「わたしの芭蕉」

加賀乙彦著「わたしの芭蕉講談社刊 を読み終えた。

俳句をかじり始めて八ヵ月、一向に進歩が感じられない中で何か得ることが出来るものがないか悩んでいるが、たまたま図書館で俳句の本棚を見ていると旧知の小説家が書いた芭蕉の本が目について表紙の絵にも牽かれて借り出した。

著者は精神科医師も兼ねる小説家だがこの本の「はじめに」や「あとがき」を読むとその芭蕉に傾倒する姿は半端なものでなく、全句976(研究する人によってその数に若干のバラツキ有り)の読書に明け暮れ芭蕉を読むとは国文学研究の成果を知ることだと述べている。
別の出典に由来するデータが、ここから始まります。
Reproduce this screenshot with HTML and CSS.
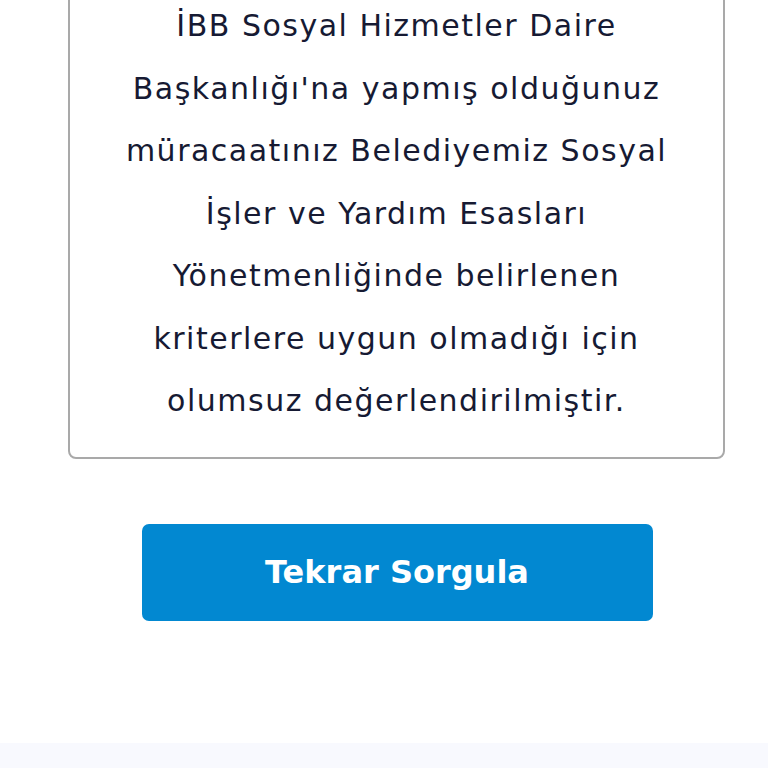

芭蕉が中国の思想家「荘子」に牽かれ、その著作から句作へ色々と取り込んでいることや、その人生行路の中で「野ざらし紀行」「笈の小文(おいのこぶみ)」「おくのほそ道」に記された散文は俳句とならんで日本語表現として非常に優れていることなどを知ることが出来た。

ちなみに芭蕉の生まれは寛永21年(1644)伊賀上野で姓は松尾、通称が甚七郞である。郷士の出で藤堂藩の大身に仕え主人の俳諧に学び、主人の死後江戸に出て本格的に俳人の道を歩む。

(この出自と全国を巡った行動から、芭蕉は忍者ではなかったか幕府の隠密ではという説が古くからある)

私がこの本で最も参考になったことは芭蕉が句を作るに当たり推敲に推敲を重ね完成に至っている事実である。

先入観で、天才的な俳人はその場で直感的に句を作るものだと思っていたが、芭蕉のような人物でも言葉を選び考えてその完成度を上げて行く事実が腑に落ち、私のような初心者は尚のこと一句を考え尽くす必要があることがよく分かった。

・参考になった有名な句の推敲事例

①山寺や石にしみつく蝉の声  ➡️

②淋しさの岩にしみ込むせみの声  ➡️

③閑(しづか)さや岩にしみ入(いる)蝉の声〔最終句〕

詠み直すごとに句が良くなっていくのが素人目によく分かる。

 

【鴬に御呼ばれしたる朝餉かな】

 

🔘施設の一階駐車場出口付近に活けてある花、全て庭から採って来たものらしい。